Identity of Le Drugstore in Paris by Design & Practice.

 

Does working for creative people influence your work?

RR: What we find really fun about working with other creatives is that on the one hand they are quite critical and precise, but at the same time, they are open to challenging ideas. Our work for Tom Dixon is a good example of that. When creating the material box for him, the real challenge was to make it exciting and reflective of the soul of Tom. So, we designed it to feel like a hybrid between a mid-century Louis Vuitton travel suitcase and a rugged oily toolbox from a bike repair shop. Because we saw that contrast in Tom Dixon, we felt a sales tool should reflect that character too.

 

tom dixon image

Material box for Tom Dixon by Design & Practice.

 

Do you believe that all brands are expected to be creative today?

RR: I do think it is a movement. We went from the industrial economy in the 70s/80s to the service economy, then we went from the service economy in the 90s, to the information economy, and now that we have all this information, we need to figure out what to do with all of it, how to make it understandable, and attractive to people, and that requires creativity, so yes, I believe we are now in a creative economy.

 

Another trend that's at the centre of your work is materiality and tactility, do you want to talk about that?

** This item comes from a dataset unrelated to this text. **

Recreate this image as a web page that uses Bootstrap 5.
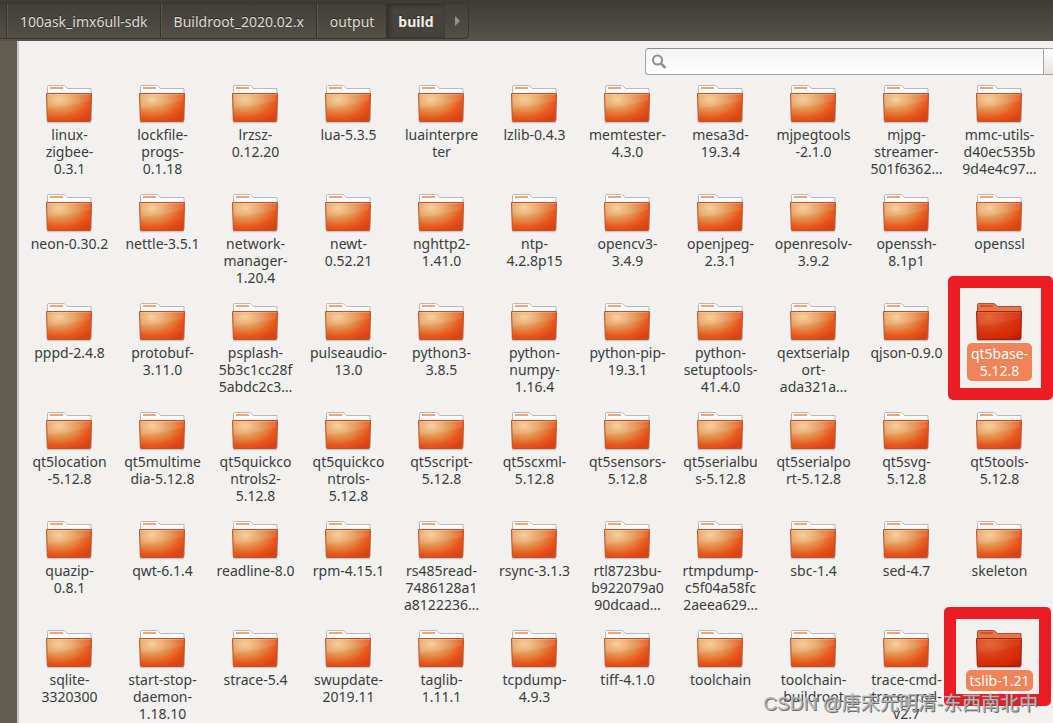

GR: That's a really important part of our work because I think we're quite intuitive people, we like to experiment with materials. At the core of our practice is the belief that if you allow someone to fully experience something, and genuinely connect with that, they will remember it and it will become part of their lives. I think tactility plays a really big role in that. There are so many nerves in our fingertips that are directly connected with our brain. We naturally care about materials, the connections they create when you open something, the way they feel, or sound. We really believe that the ultimate way of giving meaning to something is to bring all those points together and make these connections. 

 

Rive Roshan Image

Rive Roshan solo exhibition "Shifting Perspectives" at Museum JAN Amstelveen - 
photography by Eddy Wenting.

You worked on the new Olin identity, what was the challenge with that project?

RR: Our starting point was that today, almost every choice that's being made in the process of a big printing project is made by a designer or at least championed by a designer. So, we really wanted to focus on that audience, and to make sure that they felt an aspiration to work with the paper. We are targeting a very critical audience. We felt like on the one hand we needed to make something that would have an impact, with presence and expression and at the same time, we needed to leave it very simple and open so that the minute designers feel engaged with Olin, the next thing they do is actually imagine their own ideas onto that paper.

GR: From there, we played with the idea of a canvas. Paper is a canvas, and the new identity became one too. We took the "O" of Olin and turned it into a circle. Whatever happens within that circle creates that global creative platform, for everyone who comes in contact with it. That’s how the circle became the frame for all the tools. It also applies to the art that gets put onto the paper, which could be anything, from typography to photography, and anything in between.

 

Can we describe the new Olin identity as minimalist?

RR: One thing that we talk about often is warm minimalism, because we feel that minimalism is a meaningful thing that has happened to our culture, it has created a lot of freedom. The only thing is that sometimes we feel that it leads to something overly rational and it can strip away too much, to the point where you're actually left with no feeling at all. So, I think what we call warm minimalism is where we strip all the clutter but we try to keep that emotional connection.

Would you like to tell us a bit more about the Olin tools?
 

Olin tools
Olin tools by Design & Practice

GR: Of course. On the outside, the pack is very minimal and clean. It's a black and white identity, with no colour, we wanted to make it about the paper, so you can focus on the tactility of it. But then when you open the pack, it just explodes with ideas and materials. All the content is a work of collaboration, with printers, with our art studio, it even came from physically making sculptures that were photographed and then converted into prints, using special processes. With this idea of a canvas, we also wanted the content inside to be able to change.

 

Did you work with any particular artistic influence in mind?

RR: One thing that we learned a lot from was a book we made for Michael Adams, an artist in the Seychelles who produces ultra-colourful paintings. He’s a very charismatic man, and he makes limited edition screen prints of his paintings. So, he's very used to working with highly specialised art screen printers that translate his paintings into print. When we came to make this book, he judged what we were doing as a reproduction of his work. The way he explained the importance of white was one of the most inspiring lectures on the meaning of colour I’ve had in my life. His critical eye for detail is certainly something we had in mind during the whole project.